The panic peaked just before the June election, when the radical left, anti-austerity coalition, Syriza, came close to forming the new government. The election winner, Antonis Samaris's conservative New Democracy party, kept austerity intact.

Mr. Stournaras called the austerity efforts "very, very painful" and predicted the jobless rate will continue to rise as spending cuts continue, even if they are less severe than they were in the last two years. "It will go up before it falls," he said, though he doubts it will reach the 30 per cent figure of some predictions.

Greece's fiscal consolidation has been the most extreme seen in the Western World. New figures released by the finance minister reveal that primary government expenditures, which exclude debt payments, fell to €88-billion in 2012 from €113-billion in 2009. Mr. Stournaras expects the figure to fall to €79-billion this year as pension and civil servant costs decline.

That translates into a 54 per cent fall in expenditures over five years, equivalent to 43 per cent of GDP.

"We need another 4 per cent of GDP [in spending cuts]," he said. "That's about €8-billion up to 2016, but you can imagine that this is much milder compared to what happened in the last three years."

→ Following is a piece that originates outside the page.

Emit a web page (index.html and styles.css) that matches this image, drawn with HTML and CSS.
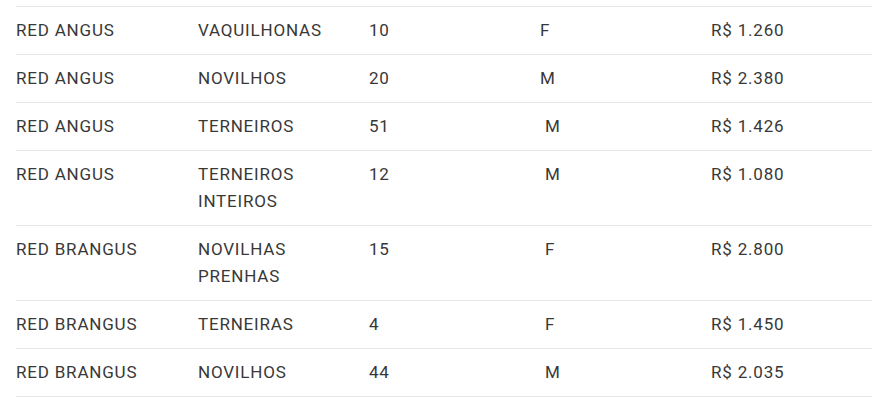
FILE: index.html
```html
<!DOCTYPE html>
<html lang="pt-BR">
<head>
<meta charset="utf-8">
<title>Lotes</title>
<link rel="stylesheet" href="styles.css">
</head>
<body>
<div class="wrap">
<table class="lotes">
<colgroup>
<col class="c-raca"><col class="c-cat"><col class="c-qtd"><col class="c-sexo"><col class="c-preco">
</colgroup>
<tbody>
<tr><td>RED ANGUS</td><td>VAQUILHONAS</td><td>10</td><td>F</td><td>R$ 1.260</td></tr>
<tr><td>RED ANGUS</td><td>NOVILHOS</td><td>20</td><td>M</td><td>R$ 2.380</td></tr>
<tr><td>RED ANGUS</td><td>TERNEIROS</td><td>51</td><td>&nbsp;M</td><td>R$ 1.426</td></tr>
<tr><td>RED ANGUS</td><td>TERNEIROS<br>INTEIROS</td><td>12</td><td>&nbsp;M</td><td>R$ 1.080</td></tr>
<tr><td>RED BRANGUS</td><td>NOVILHAS<br>PRENHAS</td><td>15</td><td>&nbsp;F</td><td>R$ 2.800</td></tr>
<tr><td>RED BRANGUS</td><td>TERNEIRAS</td><td>4</td><td>&nbsp;F</td><td>R$ 1.450</td></tr>
<tr><td>RED BRANGUS</td><td>NOVILHOS</td><td>44</td><td>&nbsp;M</td><td>R$ 2.035</td></tr>
</tbody>
</table>
</div>
</body>
</html>
```
FILE: styles.css
```css
html, body {
  margin: 0;
  padding: 0;
  background: #ffffff;
}
.wrap {
  padding: 6px 17px 0 16px;
}
.lotes {
  width: 856px;
  border-collapse: collapse;
  table-layout: fixed;
  font-family: Roboto, "Liberation Sans", sans-serif;
  font-size: 17px;
  letter-spacing: 0.8px;
  line-height: 27px;
  color: #383838;
}
.c-raca { width: 182px; }
.c-cat { width: 171px; }
.c-qtd { width: 171px; }
.c-sexo { width: 171px; }
.c-preco { width: 161px; }
.lotes tr {
  border-top: 1px solid #e6e6e6;
}
.lotes tr:last-child {
  border-bottom: 1px solid #e6e6e6;
}
.lotes td {
  padding: 10px 0;
  vertical-align: top;
  text-align: left;
}
```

He expects a small primary surplus in 2013, against a primary deficit of €20-billion in 2009. "It's a huge correction in three years," he said.

He also predicted that the current account – the difference total exports of goods, services and transfers and their total imports – will be "close to balance" this year, for the first time in 35 years, because of suddenly booming exports, driven by lower labour costs.

Mr. Stournas said he is so optimistic that he no longer thinks Greece will need another bailout, though he did think one was probable only six months ago.

"There is no Grexit anymore," he said, referring to the term used to describe the Greek exit from the euro that seemed possible, even probable, last year. "We have managed to avert fears that Greece will leave the euro."